Your instructions: Reproduce every line of the listing as written, apart from the pictures.

====== Data block

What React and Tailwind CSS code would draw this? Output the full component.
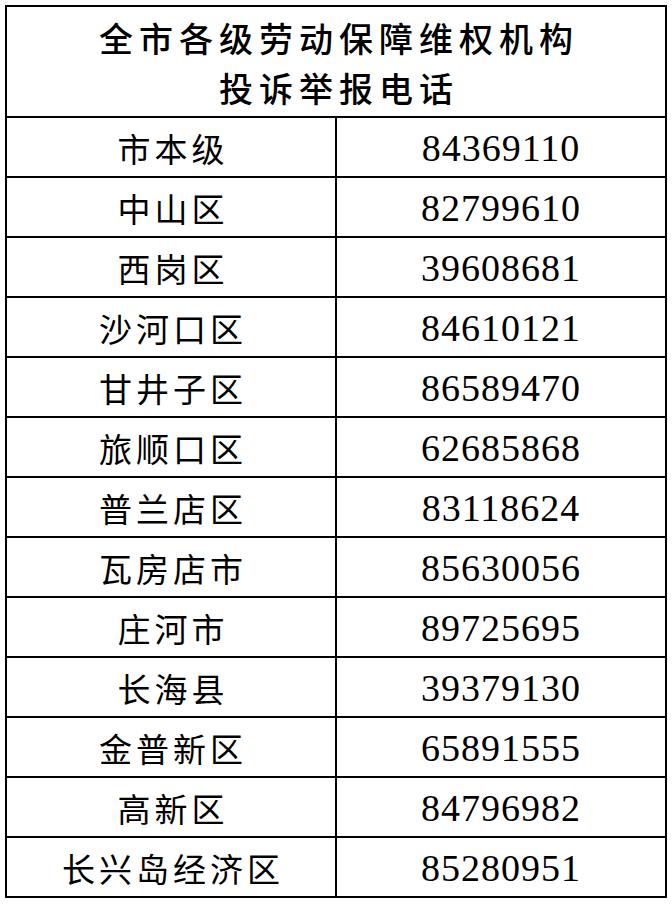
import React from "react";

const rows = [
  ["市本级", "84369110"],
  ["中山区", "82799610"],
  ["西岗区", "39608681"],
  ["沙河口区", "84610121"],
  ["甘井子区", "86589470"],
  ["旅顺口区", "62685868"],
  ["普兰店区", "83118624"],
  ["瓦房店市", "85630056"],
  ["庄河市", "89725695"],
  ["长海县", "39379130"],
  ["金普新区", "65891555"],
  ["高新区", "84796982"],
  ["长兴岛经济区", "85280951"],
];

const cjk = { fontFamily: '"Noto Sans CJK SC", sans-serif' };
const num = { fontFamily: '"Liberation Serif", serif' };

export default function App() {
  return (
    <div className="min-h-[904px] w-[672px] bg-white p-[5px] text-black">
      <div className="w-[662px] border-2 border-black">
        {/* title */}
        <div
          className="flex h-[109px] flex-col items-center justify-center pl-[6px] pt-[2px] text-[34px] leading-[50px] font-medium tracking-[6px]"
          style={cjk}
        >
          <div>全市各级劳动保障维权机构</div>
          <div>投诉举报电话</div>
        </div>

        {rows.map(([name, phone]) => (
          <div key={name} className="flex h-[60px] border-t-2 border-black">
            <div
              className="flex w-[330px] items-center justify-center border-r-2 border-black pl-[4px] pt-[3px] text-[33px] tracking-[4px]"
              style={cjk}
            >
              {name}
            </div>
            <div
              className="flex flex-1 items-center justify-center pt-[3px] text-[38px] tracking-[1px]"
              style={num}
            >
              {phone}
            </div>
          </div>
        ))}
      </div>
    </div>
  );
}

============

Solution to this problem:
What React and Tailwind CSS code would draw this? Output the full component.
import React from "react";

const rows = [
  ["市本级", "84369110"],
  ["中山区", "82799610"],
  ["西岗区", "39608681"],
  ["沙河口区", "84610121"],
  ["甘井子区", "86589470"],
  ["旅顺口区", "62685868"],
  ["普兰店区", "83118624"],
  ["瓦房店市", "85630056"],
  ["庄河市", "89725695"],
  ["长海县", "39379130"],
  ["金普新区", "65891555"],
  ["高新区", "84796982"],
  ["长兴岛经济区", "85280951"],
];

const cjk = { fontFamily: '"Noto Sans CJK SC", sans-serif' };
const num = { fontFamily: '"Liberation Serif", serif' };

export default function App() {
  return (
    <div className="min-h-[904px] w-[672px] bg-white p-[5px] text-black">
      <div className="w-[662px] border-2 border-black">
        {/* title */}
        <div
          className="flex h-[109px] flex-col items-center justify-center pl-[6px] pt-[2px] text-[34px] leading-[50px] font-medium tracking-[6px]"
          style={cjk}
        >
          <div>全市各级劳动保障维权机构</div>
          <div>投诉举报电话</div>
        </div>

        {rows.map(([name, phone]) => (
          <div key={name} className="flex h-[60px] border-t-2 border-black">
            <div
              className="flex w-[330px] items-center justify-center border-r-2 border-black pl-[4px] pt-[3px] text-[33px] tracking-[4px]"
              style={cjk}
            >
              {name}
            </div>
            <div
              className="flex flex-1 items-center justify-center pt-[3px] text-[38px] tracking-[1px]"
              style={num}
            >
              {phone}
            </div>
          </div>
        ))}
      </div>
    </div>
  );
}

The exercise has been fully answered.